Выбрать главу

Как поэт, Брюсов совершил эстетическую эволюцию — от символизма пришел к ранее бойкотированному им реализму и включению его в «число исконных, прирожденных властелинов в великой области искусства». Он как бы предчувствовал, что грядет революция, и новой России не нужны будут заумные игры в символы и тайны.

А далее произошло немыслимое: бывший вождь модернизма, «сын греха», «искатель островов», «безумец», «маг», «теург» назвал Октябрь «торжественнейшим днем земли» и решительно встал на сторону советской власти. Брюсов один из очень немногих представителей Серебряного века, который поменял серебряный цвет на красный. Даже Николай Бухарин удивился, что бывший «„король символистов“, идеолог верхов промышленной радикальной буржуазии, венчанный всеми лаврами и хризантемами славы в меценатских салонах буржуазной аристократии» перешел в лагерь большевиков. На вопрос «почему?» Бухарин дал такой ответ: «Брюсов жадно прислушивался к железным шагам истории, он восторгался героикой великих событий, и пафос горных вершин человечества все время раздувал холодный голубой пламень его замечательного жадного ума».

Почти все его бывшие коллеги по перу осудили «кульбит» Брюсова, его поклонение коммунизму как новому самодержавию. Большевики предоставили Брюсову ряд постов, и он с упоением заседал и председательствовал, «заседая, священнодействовал», по замечанию Ходасевича.

Брюсов умер 9 октября 1924 года, не дожив двух месяцев до 51 года. «Смерть эта никого не удивила — не огорчила — не смягчила… Смерть Блока — громовой удар по сердцу; смерть Брюсова — тишина от внезапно остановившегося станка…» — так жестко отозвалась на кончину Брюсова Марина Цветаева.

И далее она написала: «…место Брюсова — именно в СССР… его страсть к схематизации, к механизации, к систематизации, к стабилизации… Служение Брюсова коммунистической идее не подневольное: полюбовное… Как истый властолюбец, он охотно и сразу подчинился строю, который в той или иной области обещал ему власть… Бюрократ-коммунист Брюсов» (М. Цветаева, Прага, 1925).

«Застегнутый наглухо поэт» — такую оценку Брюсову дала Цветаева и провела параллель с Бальмонтом: «В Брюсове тесно, в Бальмонте — просторно. Брюсов: глухо, Бальмонт: звонко… Бальмонт — бражник, Брюсов — блудник…»

Но Брюсов как человек и политик умер. В истории литературы остался Брюсов-поэт. Величайший из поэтов-символистов. Давид Бурлюк писал, что «Брюсов был первым поэтом русским большого города. Он был отцом урбанистической поэзии. Моя поэзия, а затем и Маяковского, имела в начале с ней тесную связь…».

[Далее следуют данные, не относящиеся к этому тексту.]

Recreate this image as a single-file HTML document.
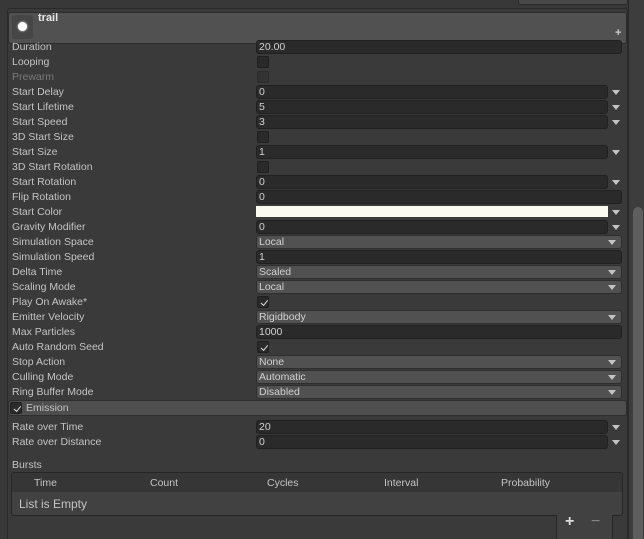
<!DOCTYPE html>
<html style="width:644px;height:539px;overflow:hidden"><head><meta charset="utf-8"><style>
*{margin:0;padding:0;box-sizing:border-box}
body{width:644px;height:539px;background:#383838;font-family:"Liberation Sans",sans-serif;font-size:10.5px;color:#c4c4c4;position:relative;overflow:hidden}
div{position:absolute}
.l{left:12px;height:14px;line-height:14px;white-space:nowrap}
.f{left:256px;width:352px;height:14px;background:#2a2a2a;border:1px solid #202020;border-radius:3px;line-height:12px;padding-left:2px;color:#d2d2d2}
.fw{width:366px}
.d{left:256px;width:366px;height:14px;background:#515151;border:1px solid #2e2e2e;border-radius:3px;line-height:12px;padding-left:2px;color:#d2d2d2}
.d:after{content:"";position:absolute;right:5px;top:4px;border-left:4px solid transparent;border-right:4px solid transparent;border-top:5px solid #c4c4c4}
.a{left:612px;width:0;height:0;border-left:4px solid transparent;border-right:4px solid transparent;border-top:5px solid #c4c4c4}
.c{left:257px;width:12px;height:12px;background:#2a2a2a;border:1px solid #1f1f1f;border-radius:2px}
.k:after{content:"";position:absolute;left:2px;top:1px;width:6px;height:3px;border-left:1px solid #ddd;border-bottom:1px solid #ddd;transform:rotate(-50deg) translate(-1px,2px)}
</style></head><body>
<div style="left:518px;top:-6px;width:110px;height:11px;background:#484848;border:1px solid #2a2a2a;border-radius:3px"></div>
<div style="left:7px;top:8px;width:621px;height:540px;background:#3a3a3a;border:1px solid #2a2a2a;border-radius:3px"></div>
<div style="left:8px;top:12px;width:619px;height:32px;background:#515151;border:1px solid #2c2c2c;border-radius:3px"></div>
<div style="left:12px;top:15px;width:21px;height:24px;background:#464646;border-radius:3px"></div>
<div style="left:18px;top:22px;width:9px;height:9px;background:#fff;border-radius:50%;box-shadow:0 0 2px #fff"></div>
<div style="left:38px;top:12px;color:#e6e6e6;font-weight:bold;font-size:11px">trail</div>
<div style="left:615px;top:27px;color:#ccc;font-size:11px;font-weight:bold">+</div>

<div style="left:0;top:1px;width:644px;height:539px">
<div class="l" style="top:39px">Duration</div><div class="f fw" style="top:39px">20.00</div>
<div class="l" style="top:54px">Looping</div><div class="c" style="top:55px"></div>
<div class="l" style="top:69px;color:#7a7a7a">Prewarm</div><div class="c" style="top:70px;background:#333;border-color:#2a2a2a"></div>
<div class="l" style="top:84px">Start Delay</div><div class="f" style="top:84px">0</div><div class="a" style="top:89px"></div>
<div class="l" style="top:99px">Start Lifetime</div><div class="f" style="top:99px">5</div><div class="a" style="top:104px"></div>
<div class="l" style="top:114px">Start Speed</div><div class="f" style="top:114px">3</div><div class="a" style="top:119px"></div>
<div class="l" style="top:129px">3D Start Size</div><div class="c" style="top:130px"></div>
<div class="l" style="top:144px">Start Size</div><div class="f" style="top:144px">1</div><div class="a" style="top:149px"></div>
<div class="l" style="top:159px">3D Start Rotation</div><div class="c" style="top:160px"></div>
<div class="l" style="top:174px">Start Rotation</div><div class="f" style="top:174px">0</div><div class="a" style="top:179px"></div>
<div class="l" style="top:189px">Flip Rotation</div><div class="f fw" style="top:189px">0</div>
<div class="l" style="top:204px">Start Color</div><div style="left:256px;top:205px;width:352px;height:11px;background:#fafaf0"></div><div class="a" style="top:209px"></div>
<div class="l" style="top:219px">Gravity Modifier</div><div class="f" style="top:219px">0</div><div class="a" style="top:224px"></div>
<div class="l" style="top:234px">Simulation Space</div><div class="d" style="top:234px">Local</div>
<div class="l" style="top:249px">Simulation Speed</div><div class="f fw" style="top:249px">1</div>
<div class="l" style="top:264px">Delta Time</div><div class="d" style="top:264px">Scaled</div>
<div class="l" style="top:279px">Scaling Mode</div><div class="d" style="top:279px">Local</div>
<div class="l" style="top:294px">Play On Awake*</div><div class="c k" style="top:295px"></div>
<div class="l" style="top:309px">Emitter Velocity</div><div class="d" style="top:309px">Rigidbody</div>
<div class="l" style="top:324px">Max Particles</div><div class="f fw" style="top:324px">1000</div>
<div class="l" style="top:339px">Auto Random Seed</div><div class="c k" style="top:340px"></div>
<div class="l" style="top:354px">Stop Action</div><div class="d" style="top:354px">None</div>
<div class="l" style="top:369px">Culling Mode</div><div class="d" style="top:369px">Automatic</div>
<div class="l" style="top:384px">Ring Buffer Mode</div><div class="d" style="top:384px">Disabled</div>

<div style="left:8px;top:399px;width:619px;height:16px;background:#4e4e4e;border:1px solid #2e2e2e;border-radius:3px"></div>
<div class="c k" style="left:10px;top:401px"></div>
<div class="l" style="left:26px;top:400px">Emission</div>
<div class="l" style="top:419px">Rate over Time</div><div class="f" style="top:419px">20</div><div class="a" style="top:424px"></div>
<div class="l" style="top:434px">Rate over Distance</div><div class="f" style="top:434px">0</div><div class="a" style="top:439px"></div>
<div class="l" style="top:457px">Bursts</div>
<div style="left:11px;top:471px;width:612px;height:21px;background:#363636;border:1px solid #262626;border-radius:3px 3px 0 0"></div>
<div class="l" style="left:34px;top:475px">Time</div>
<div class="l" style="left:150px;top:475px">Count</div>
<div class="l" style="left:267px;top:475px">Cycles</div>
<div class="l" style="left:384px;top:475px">Interval</div>
<div class="l" style="left:501px;top:475px">Probability</div>
<div style="left:11px;top:491px;width:612px;height:24px;background:#414141;border:1px solid #262626;border-top:none;border-radius:0 0 3px 3px"></div>
<div class="l" style="left:19px;top:496px;font-size:12px">List is Empty</div>
<div style="left:556px;top:514px;width:57px;height:30px;background:#414141;border:1px solid #262626;border-top:none;border-radius:0 0 3px 3px"></div>
<div style="left:565px;top:512px;font-size:16px;color:#ddd;font-weight:bold">+</div>
<div style="left:591px;top:512px;font-size:16px;color:#888">−</div>
</div>

<div style="left:628px;top:0;width:16px;height:539px;background:#3d3d3d;border-left:1px solid #2a2a2a"></div>
<div style="left:633px;top:207px;width:10px;height:340px;background:#5e5e5e;border-radius:5px"></div>
</body></html>
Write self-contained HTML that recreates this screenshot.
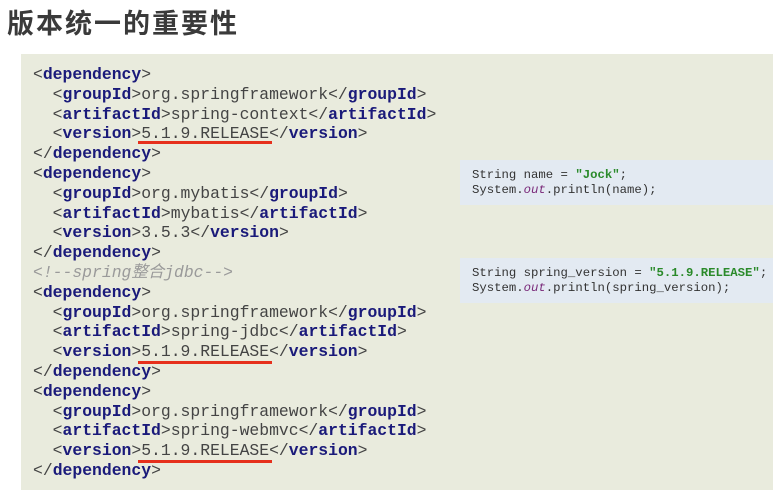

Стальной, кирпичный и стеклянный, Сетями проволок обвит, Ты — чарователь неустанный, Ты — неслабеющий магнит, —

писал Брюсов дифирамб «Городу». И сам он, подобно Микеланджело, рубил мрамор. Мрамор стиха. И пусть он холоден и гладок, но это все же мрамор настоящей поэзии. В конце концов сад поэзии должен быть разнообразным: и корабельные вековые сосны Пушкина, и милая березовая роща Есенина, и соловьиный посвист Пастернака, и мраморные глыбы Брюсова.

БУНИН

Иван Алексеевич

10(22).X.1870, Воронеж — 8.XI.1953, Париж

Советские критики прозвали Брюсова «великолепным пришельцем с чужих берегов», а Бунин при жизни так и остался на чужом берегу. Он клокотал ненавистью к «Совдепии», отвергал новую действительность как «окаянные дни», как «великий дурман» (как ом выразился в докладе, прочитанном им в деникинской Одессе), поэтому в Стране Советов Бунину приклеили ярлыки злого антисоветчика, «певца дворянских могил» и утверждали, что «в произведениях эмигрантского периода сказался явный упадок художественного таланта писателя» (Энциклопедический словарь, 1953). После смерти Ивана Алексеевича его приняли в семью советской и русской литературы. И даже со временем стали печатать то, что не печатали раньше по идеологическим соображениям, например одно из стихотворений, написанных Буниным в июле 1922 года:

…А если б даже Божья сила И помогла, осуществила Надежды наших темных душ, То что с того? Уж нет возврата К тому, чем жили мы когда-то. Потерь не счесть, не позабыть, Пощечин от солдат Пилата Ничем не смыть — и не простить. Как не простить ни мук, ни крови, Ни содроганий на кресте Всех убиенных во Христе. Как не принять грядущей нови В ее отвратной наготе.